EXERCISE DESCRIPTION. Retype only what runs from the beginning of the data through the line with "items-center justify-center rounded-full"; please omit the pictures and keep every line exact.

INFORMATION SHOWN.
··········

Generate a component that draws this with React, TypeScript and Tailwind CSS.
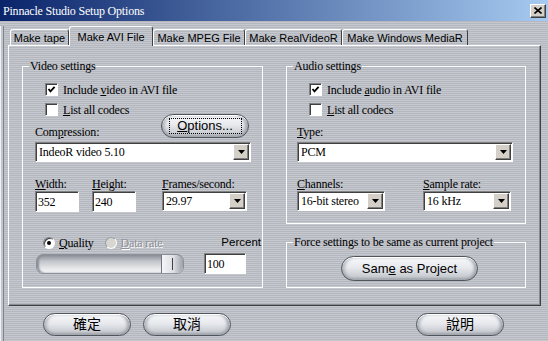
import type { ReactNode } from "react";

const stripes =
  "bg-[image:repeating-linear-gradient(to_bottom,#c5c8ce_0px,#c5c8ce_1px,#b4b7be_1px,#b4b7be_2px)] bg-fixed";
const serif = "font-['Liberation_Serif',serif] text-[12px] leading-[14px] tracking-[-0.2px] text-black";
const sans = "font-['Liberation_Sans',Arial,sans-serif]";
const cjk = "font-['Liberation_Sans','Noto_Sans_CJK_TC',sans-serif]";
const sunken =
  "bg-white border border-t-[#808080] border-l-[#808080] border-r-white border-b-white shadow-[inset_1px_1px_0_#404040]";
const raised =
  "bg-[#d4d0c8] border border-t-white border-l-white border-r-[#404040] border-b-[#404040] shadow-[inset_-1px_-1px_0_#808080]";
const pill =
  "flex items-center justify-center rounded-full border border-[#50545c] bg-[image:linear-gradient(to_bottom,#f7f8fa,#e7e9ed_45%,#bcc0c6)] shadow-[inset_0_1px_0_#ffffff,inset_0_-2px_2px_#a3a7ae,inset_3px_0_3px_#b8bcc3,inset_-3px_0_3px_#a8acb3]";

const Check = ({ checked, children, className = "" }: { checked?: boolean; children: ReactNode; className?: string }) => (
  <div className={`flex items-center ml-[22px] h-[13px] ${className}`}>
    <div className={`${sunken} w-[13px] h-[13px] flex items-center justify-center shrink-0`}>
      {checked && (
        <svg width="9" height="9" viewBox="0 0 9 9">
          <path d="M1.5 4 L3.5 6.3 L7.6 1.8" fill="none" stroke="#000" strokeWidth="1.8" />
        </svg>
      )}
    </div>
    <span className={`${serif} ml-[5px] whitespace-nowrap`}>{children}</span>
  </div>
);

const Select = ({ className, value }: { className: string; value: string }) => (
  <div className={`${sunken} ${className} h-[20px] flex items-center`}>
    <span className={`${serif} flex-1 pl-[3px] whitespace-nowrap`}>{value}</span>
    <div className={`${raised} w-[16px] h-[16px] mr-[1px] flex items-center justify-center`}>
      <svg width="7" height="4" viewBox="0 0 7 4">
        <path d="M0 0h7L3.5 4z" fill="#000" />
      </svg>
    </div>
  </div>
);

const Field = ({ className, value }: { className: string; value: string }) => (
  <div className={`${sunken} ${className} h-[21px] flex items-center pl-[2px] ${serif}`}>{value}</div>
);

const Tab = ({ className, children }: { className: string; children: ReactNode }) => (
  <div
    className={`${stripes} ${className} h-[16px] mb-[1px] pt-[2px] flex items-center justify-center border-t border-l border-r border-t-white border-l-white border-r-[#404040] rounded-t-[3px] text-[11px] text-black whitespace-nowrap`}
  >
    {children}
  </div>
);

export default function App() {
  return (
    <div className={`w-[548px] h-[341px] overflow-hidden ${stripes} ${sans}`}>
      {/* title bar */}
      <div className="h-[21px] flex items-center justify-between pl-[3px] pr-[2px] bg-[image:linear-gradient(to_right,#0a246a,#a6caf0)]">
        <span className="font-['Liberation_Serif',serif] text-[12px] tracking-[-0.2px] text-white">
          Pinnacle Studio Setup Options
        </span>
        <div className={`${raised} w-[16px] h-[14px] flex items-center justify-center`}>
          <svg width="8" height="7" viewBox="0 0 8 7">
            <path d="M0.5 0.5 L7.5 6.5 M7.5 0.5 L0.5 6.5" stroke="#000" strokeWidth="1.6" />
          </svg>
        </div>
      </div>

      <div className="h-[320px] shadow-[inset_1px_0_0_#eef0f2,inset_3px_0_0_#c3c6cc,inset_4px_0_0_#7e828a]">
        {/* tabs */}
        <div className="relative z-10 flex items-end h-[20px] mt-[5px] ml-[10px]">
          <Tab className="w-[59px]">Make tape</Tab>
          <div
            className={`${stripes} w-[84px] h-[20px] pt-[1px] flex items-center justify-center border-t border-l border-r border-t-white border-l-white border-r-[#404040] rounded-t-[3px] text-[11px] text-black`}
          >
            Make AVI File
          </div>
          <Tab className="w-[92px]">Make MPEG File</Tab>
          <Tab className="w-[97px]">Make RealVideoR</Tab>
          <Tab className="w-[126px]">Make Windows MediaR</Tab>
        </div>

        {/* panel */}
        <div className="-mt-[1px] ml-[8px] w-[533px] h-[261px] border border-t-white border-l-white border-r-[#404040] border-b-[#404040] shadow-[inset_-1px_-1px_0_#8a8d93] flex pl-[13px] pt-[13px] gap-[23px]">
          {/* Video settings */}
          <fieldset className="w-[241px] h-[229px] border border-white">
            <legend className={`${serif} ml-[6px] px-[1px]`}>Video settings</legend>
            <Check checked className="mt-[10px]">
              Include <u>v</u>ideo in AVI file
            </Check>
            <div className="flex mt-[7px]">
              <div className="flex flex-col">
                <Check>
                  <u>L</u>ist all codecs
                </Check>
                <span className={`${serif} mt-[9px] ml-[12px]`}>
                  Com<u>p</u>ression:
                </span>
              </div>
              <div className={`${pill} ml-auto mr-[13px] mt-[11px] w-[88px] h-[24px]`}>
                <div className="w-[73px] h-[16px] border border-dotted border-black flex items-center justify-center text-[13px] text-black">
                  <u>O</u>ptions...
                </div>
              </div>
            </div>
            <Select className="mt-[3px] ml-[12px] w-[216px]" value="IndeoR video 5.10" />
            <div className="flex mt-[15px]">
              <div className="flex flex-col ml-[12px]">
                <span className={serif}>
                  <u>W</u>idth:
                </span>
                <Field className="w-[44px]" value="352" />
              </div>
              <div className="flex flex-col ml-[13px]">
                <span className={serif}>
                  <u>H</u>eight:
                </span>
                <Field className="w-[44px]" value="240" />
              </div>
              <div className="flex flex-col ml-[26px]">
                <span className={serif}>
                  <u>F</u>rames/second:
                </span>
                <Select className="w-[85px]" value="29.97" />
              </div>
            </div>
            <div className="flex items-center mt-[24px] h-[14px]">
              <div className="ml-[20px] w-[12px] h-[12px] rounded-full bg-white border border-t-[#808080] border-l-[#808080] border-r-white border-b-white shadow-[inset_1px_1px_0_#404040] flex items-center justify-center">
                <div className="w-[4px] h-[4px] rounded-full bg-black" />
              </div>
              <span className={`${serif} ml-[4px]`}>
                <u>Q</u>uality
              </span>
              <div className="ml-[11px] w-[12px] h-[12px] rounded-full bg-[#d8d6d0] border border-t-[#9a9ca2] border-l-[#9a9ca2] border-r-white border-b-white" />
              <span className="font-['Liberation_Serif',serif] text-[12px] leading-[14px] tracking-[-0.2px] ml-[4px] text-[#8d9096] [text-shadow:1px_1px_0_#ffffff]">
                <u>D</u>ata rate
              </span>
              <span className="ml-auto mr-[1px] text-[11.5px] text-black">Percent</span>
            </div>
            <div className="flex items-center mt-[3px]">
              <div className="ml-[13px] w-[148px] h-[20px] rounded-[7px] border border-[#8c9098] bg-[image:linear-gradient(to_bottom,#8a8e96,#c3c6cb_35%,#e6e8ea_75%,#f6f7f8)] shadow-[inset_2px_0_2px_#8a8e96] flex justify-end overflow-hidden">
                <div className="w-[22px] h-full rounded-r-[6px] border-l border-[#70747c] bg-[image:linear-gradient(to_right,#f4f5f7,#dcdee2_55%,#9da1a8)] flex items-center justify-center">
                  <div className="w-[1px] h-[12px] bg-[#3c4048]" />
                </div>
              </div>
              <Field className="ml-[20px] w-[42px]" value="100" />
            </div>
          </fieldset>

          {/* right column */}
          <div className="flex flex-col w-[240px]">
            <fieldset className="w-[240px] h-[165px] border border-white">
              <legend className={`${serif} ml-[6px] px-[1px]`}>Audio settings</legend>
              <Check checked className="mt-[10px]">
                Include <u>a</u>udio in AVI file
              </Check>
              <Check className="mt-[7px]">
                <u>L</u>ist all codecs
              </Check>
              <span className={`${serif} block mt-[9px] ml-[10px]`}>
                <u>T</u>ype:
              </span>
              <Select className="mt-[3px] ml-[10px] w-[216px]" value="PCM" />
              <div className="flex mt-[15px]">
                <div className="flex flex-col ml-[10px]">
                  <span className={serif}>
                    <u>C</u>hannels:
                  </span>
                  <Select className="w-[88px]" value="16-bit stereo" />
                </div>
                <div className="flex flex-col ml-[38px]">
                  <span className={serif}>
                    <u>S</u>ample rate:
                  </span>
                  <Select className="w-[88px]" value="16 kHz" />
                </div>
              </div>
            </fieldset>
            <fieldset className="mt-[11px] w-[240px] h-[53px] border border-white">
              <legend className={`${serif} ml-[6px] px-[1px]`}>Force settings to be same as current project</legend>
              <div className={`${pill} mt-[7px] ml-[54px] w-[137px] h-[25px] text-[13px] text-black`}>
                Sam<u>e</u>&nbsp;as Project
              </div>
            </fieldset>
          </div>
        </div>

        {/* bottom buttons */}
        <div className={`flex mt-[7px] ml-[43px] ${cjk}`}>
          <div className={`${pill} w-[88px] h-[23px] text-[14px] text-black`}>確定</div>
          <div className={`${pill} ml-[12px] w-[88px] h-[23px] text-[14px] text-black`}>取消</div>
          <div className={`${pill} ml-[185px] w-[88px] h-[23px] text-[14px] text-black`}>說明</div>
        </div>
      </div>
    </div>
  );
}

··········

RESPONSE BELOW.
Generate a component that draws this with React, TypeScript and Tailwind CSS.
import type { ReactNode } from "react";

const stripes =
  "bg-[image:repeating-linear-gradient(to_bottom,#c5c8ce_0px,#c5c8ce_1px,#b4b7be_1px,#b4b7be_2px)] bg-fixed";
const serif = "font-['Liberation_Serif',serif] text-[12px] leading-[14px] tracking-[-0.2px] text-black";
const sans = "font-['Liberation_Sans',Arial,sans-serif]";
const cjk = "font-['Liberation_Sans','Noto_Sans_CJK_TC',sans-serif]";
const sunken =
  "bg-white border border-t-[#808080] border-l-[#808080] border-r-white border-b-white shadow-[inset_1px_1px_0_#404040]";
const raised =
  "bg-[#d4d0c8] border border-t-white border-l-white border-r-[#404040] border-b-[#404040] shadow-[inset_-1px_-1px_0_#808080]";
const pill =
  "flex items-center justify-center rounded-full border border-[#50545c] bg-[image:linear-gradient(to_bottom,#f7f8fa,#e7e9ed_45%,#bcc0c6)] shadow-[inset_0_1px_0_#ffffff,inset_0_-2px_2px_#a3a7ae,inset_3px_0_3px_#b8bcc3,inset_-3px_0_3px_#a8acb3]";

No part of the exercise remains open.